Copy every line of the data that contains the string "React".

___ Source data ___

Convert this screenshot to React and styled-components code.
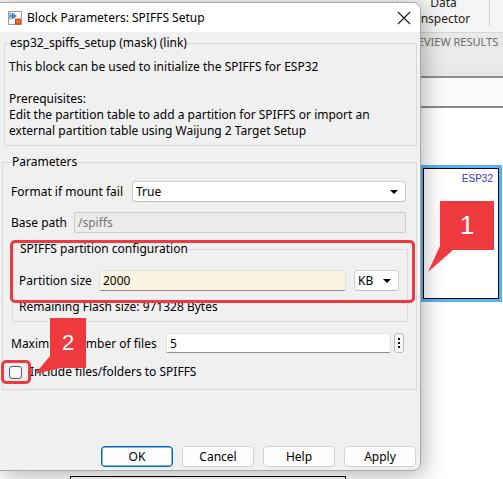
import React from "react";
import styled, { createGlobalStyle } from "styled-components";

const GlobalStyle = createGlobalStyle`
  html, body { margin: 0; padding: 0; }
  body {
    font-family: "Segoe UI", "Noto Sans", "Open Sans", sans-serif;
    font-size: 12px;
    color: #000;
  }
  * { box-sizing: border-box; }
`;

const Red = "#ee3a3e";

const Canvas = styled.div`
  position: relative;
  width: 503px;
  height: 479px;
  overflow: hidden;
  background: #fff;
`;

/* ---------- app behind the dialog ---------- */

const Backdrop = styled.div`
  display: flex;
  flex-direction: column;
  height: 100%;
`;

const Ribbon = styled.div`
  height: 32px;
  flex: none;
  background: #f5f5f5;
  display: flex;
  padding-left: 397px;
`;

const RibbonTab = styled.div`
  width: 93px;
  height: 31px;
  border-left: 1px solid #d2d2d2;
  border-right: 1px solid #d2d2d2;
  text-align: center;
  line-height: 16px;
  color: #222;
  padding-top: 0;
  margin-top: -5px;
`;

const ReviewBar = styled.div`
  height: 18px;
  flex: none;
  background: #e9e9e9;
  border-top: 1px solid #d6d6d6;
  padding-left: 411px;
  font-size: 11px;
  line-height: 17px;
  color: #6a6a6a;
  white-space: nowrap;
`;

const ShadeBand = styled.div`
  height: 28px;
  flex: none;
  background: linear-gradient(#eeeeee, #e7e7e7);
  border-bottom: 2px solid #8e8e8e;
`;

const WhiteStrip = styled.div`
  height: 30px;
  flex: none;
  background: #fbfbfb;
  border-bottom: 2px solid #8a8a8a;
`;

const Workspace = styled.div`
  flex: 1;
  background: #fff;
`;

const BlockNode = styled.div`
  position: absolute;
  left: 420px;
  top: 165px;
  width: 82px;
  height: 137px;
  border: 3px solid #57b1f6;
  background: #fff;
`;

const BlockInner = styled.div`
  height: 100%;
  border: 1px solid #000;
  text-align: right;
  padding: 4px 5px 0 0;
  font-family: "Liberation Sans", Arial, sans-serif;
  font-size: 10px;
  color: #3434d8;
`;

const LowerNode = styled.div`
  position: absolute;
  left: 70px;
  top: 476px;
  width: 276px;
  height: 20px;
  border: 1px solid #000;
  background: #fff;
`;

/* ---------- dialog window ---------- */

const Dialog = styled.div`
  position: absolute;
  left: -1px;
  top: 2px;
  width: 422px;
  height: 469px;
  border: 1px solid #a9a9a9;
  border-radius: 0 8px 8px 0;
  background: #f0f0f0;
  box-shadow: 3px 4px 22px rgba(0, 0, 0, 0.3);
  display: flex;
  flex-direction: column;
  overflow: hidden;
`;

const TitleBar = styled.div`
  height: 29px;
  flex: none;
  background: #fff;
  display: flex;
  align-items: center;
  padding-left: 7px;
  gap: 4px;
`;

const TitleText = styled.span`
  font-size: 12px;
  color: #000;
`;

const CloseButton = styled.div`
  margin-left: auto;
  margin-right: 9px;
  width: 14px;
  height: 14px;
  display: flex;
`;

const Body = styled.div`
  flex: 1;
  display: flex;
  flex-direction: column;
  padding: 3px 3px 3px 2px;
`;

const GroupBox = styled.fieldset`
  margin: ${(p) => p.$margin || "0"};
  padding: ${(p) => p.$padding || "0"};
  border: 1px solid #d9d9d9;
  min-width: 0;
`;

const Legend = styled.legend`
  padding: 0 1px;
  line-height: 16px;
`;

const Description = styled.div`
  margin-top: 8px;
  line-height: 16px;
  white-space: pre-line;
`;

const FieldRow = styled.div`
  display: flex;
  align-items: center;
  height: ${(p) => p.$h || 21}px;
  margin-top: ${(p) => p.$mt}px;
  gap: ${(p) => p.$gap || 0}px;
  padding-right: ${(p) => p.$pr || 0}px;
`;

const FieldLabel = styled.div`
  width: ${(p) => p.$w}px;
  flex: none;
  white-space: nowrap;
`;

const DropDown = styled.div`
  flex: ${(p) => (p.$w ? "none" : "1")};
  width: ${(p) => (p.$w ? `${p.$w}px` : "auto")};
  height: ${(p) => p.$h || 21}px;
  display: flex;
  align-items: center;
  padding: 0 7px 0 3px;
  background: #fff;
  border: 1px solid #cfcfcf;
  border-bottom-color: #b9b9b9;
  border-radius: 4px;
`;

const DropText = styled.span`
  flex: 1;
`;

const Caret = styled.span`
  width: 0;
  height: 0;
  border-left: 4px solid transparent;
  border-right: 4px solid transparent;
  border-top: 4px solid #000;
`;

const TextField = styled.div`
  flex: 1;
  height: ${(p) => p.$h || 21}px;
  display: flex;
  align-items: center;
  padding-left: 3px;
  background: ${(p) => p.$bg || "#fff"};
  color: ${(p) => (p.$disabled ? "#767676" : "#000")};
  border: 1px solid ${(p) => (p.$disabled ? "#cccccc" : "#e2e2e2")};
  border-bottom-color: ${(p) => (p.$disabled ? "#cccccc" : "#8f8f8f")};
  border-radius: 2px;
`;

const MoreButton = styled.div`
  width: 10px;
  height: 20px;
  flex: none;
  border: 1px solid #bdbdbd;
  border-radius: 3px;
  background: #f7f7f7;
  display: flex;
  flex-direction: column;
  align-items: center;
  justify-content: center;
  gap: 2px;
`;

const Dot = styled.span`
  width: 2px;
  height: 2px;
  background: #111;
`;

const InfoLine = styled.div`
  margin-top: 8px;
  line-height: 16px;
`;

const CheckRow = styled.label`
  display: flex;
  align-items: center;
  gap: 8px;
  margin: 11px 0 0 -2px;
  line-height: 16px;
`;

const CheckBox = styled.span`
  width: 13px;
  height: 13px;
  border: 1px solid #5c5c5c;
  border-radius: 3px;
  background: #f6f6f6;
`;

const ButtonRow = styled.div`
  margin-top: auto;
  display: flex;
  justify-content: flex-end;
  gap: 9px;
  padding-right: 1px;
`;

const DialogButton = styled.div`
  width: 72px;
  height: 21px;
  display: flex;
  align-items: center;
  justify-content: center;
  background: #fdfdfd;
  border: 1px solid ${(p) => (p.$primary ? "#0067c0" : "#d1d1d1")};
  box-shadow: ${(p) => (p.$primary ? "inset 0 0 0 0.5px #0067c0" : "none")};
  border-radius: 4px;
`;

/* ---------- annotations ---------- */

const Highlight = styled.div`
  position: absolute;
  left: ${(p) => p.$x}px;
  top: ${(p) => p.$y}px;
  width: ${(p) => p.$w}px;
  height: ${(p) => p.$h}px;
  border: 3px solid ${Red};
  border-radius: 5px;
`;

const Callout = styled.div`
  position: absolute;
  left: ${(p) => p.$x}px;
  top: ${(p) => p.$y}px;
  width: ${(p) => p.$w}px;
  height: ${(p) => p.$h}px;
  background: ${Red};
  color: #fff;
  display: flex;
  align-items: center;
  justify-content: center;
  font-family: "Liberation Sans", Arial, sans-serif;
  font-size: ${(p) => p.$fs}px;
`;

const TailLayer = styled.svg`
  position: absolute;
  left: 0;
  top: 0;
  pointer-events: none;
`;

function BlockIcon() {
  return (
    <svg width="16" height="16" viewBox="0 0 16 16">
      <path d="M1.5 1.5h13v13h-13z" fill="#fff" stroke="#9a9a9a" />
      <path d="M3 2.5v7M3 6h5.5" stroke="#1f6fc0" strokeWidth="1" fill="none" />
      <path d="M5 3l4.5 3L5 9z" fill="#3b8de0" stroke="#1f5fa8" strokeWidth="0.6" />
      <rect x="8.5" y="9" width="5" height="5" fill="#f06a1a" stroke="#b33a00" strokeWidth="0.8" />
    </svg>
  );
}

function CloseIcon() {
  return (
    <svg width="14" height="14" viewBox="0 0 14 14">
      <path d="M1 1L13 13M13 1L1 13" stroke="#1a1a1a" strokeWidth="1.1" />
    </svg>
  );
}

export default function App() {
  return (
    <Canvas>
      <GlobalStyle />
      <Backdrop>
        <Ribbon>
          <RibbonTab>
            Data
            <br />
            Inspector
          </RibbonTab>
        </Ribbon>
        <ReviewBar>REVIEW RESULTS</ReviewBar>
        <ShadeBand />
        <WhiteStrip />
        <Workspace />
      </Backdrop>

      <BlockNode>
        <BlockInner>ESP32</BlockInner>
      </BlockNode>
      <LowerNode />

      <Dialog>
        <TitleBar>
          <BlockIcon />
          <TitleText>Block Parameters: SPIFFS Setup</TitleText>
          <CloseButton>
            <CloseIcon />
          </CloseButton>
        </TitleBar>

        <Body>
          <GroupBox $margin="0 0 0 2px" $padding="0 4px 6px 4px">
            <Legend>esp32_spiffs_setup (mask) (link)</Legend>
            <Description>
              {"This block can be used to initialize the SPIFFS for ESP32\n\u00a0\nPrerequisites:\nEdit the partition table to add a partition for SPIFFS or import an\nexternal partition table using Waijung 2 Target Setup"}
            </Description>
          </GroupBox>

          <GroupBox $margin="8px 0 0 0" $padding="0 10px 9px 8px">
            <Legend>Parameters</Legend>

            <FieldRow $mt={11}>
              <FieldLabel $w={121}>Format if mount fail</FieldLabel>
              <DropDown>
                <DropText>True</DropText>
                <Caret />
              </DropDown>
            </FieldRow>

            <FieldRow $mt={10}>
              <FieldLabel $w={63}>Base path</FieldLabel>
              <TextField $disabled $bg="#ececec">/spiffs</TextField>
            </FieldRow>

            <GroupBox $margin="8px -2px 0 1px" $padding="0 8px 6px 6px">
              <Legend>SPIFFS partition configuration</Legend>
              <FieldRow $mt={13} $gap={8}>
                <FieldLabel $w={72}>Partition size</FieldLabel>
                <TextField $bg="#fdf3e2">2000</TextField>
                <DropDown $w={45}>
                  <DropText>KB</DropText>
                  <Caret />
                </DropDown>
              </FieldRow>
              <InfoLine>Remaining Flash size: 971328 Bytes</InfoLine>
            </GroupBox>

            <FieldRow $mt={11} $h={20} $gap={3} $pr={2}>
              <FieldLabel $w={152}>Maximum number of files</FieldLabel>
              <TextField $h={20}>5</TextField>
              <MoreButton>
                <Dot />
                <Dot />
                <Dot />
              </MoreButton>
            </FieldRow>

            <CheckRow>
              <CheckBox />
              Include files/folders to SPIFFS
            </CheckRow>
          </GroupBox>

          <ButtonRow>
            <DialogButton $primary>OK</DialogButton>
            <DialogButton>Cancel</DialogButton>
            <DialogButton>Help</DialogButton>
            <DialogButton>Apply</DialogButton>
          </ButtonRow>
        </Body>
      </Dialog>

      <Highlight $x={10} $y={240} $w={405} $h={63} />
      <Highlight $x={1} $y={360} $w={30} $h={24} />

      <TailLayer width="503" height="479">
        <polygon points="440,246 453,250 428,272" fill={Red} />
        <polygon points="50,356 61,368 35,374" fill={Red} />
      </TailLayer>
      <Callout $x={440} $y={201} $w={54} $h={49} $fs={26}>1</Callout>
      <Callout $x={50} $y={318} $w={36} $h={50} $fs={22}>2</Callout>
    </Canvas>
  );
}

___

#### Task solution:
Convert this screenshot to React and styled-components code.
import React from "react";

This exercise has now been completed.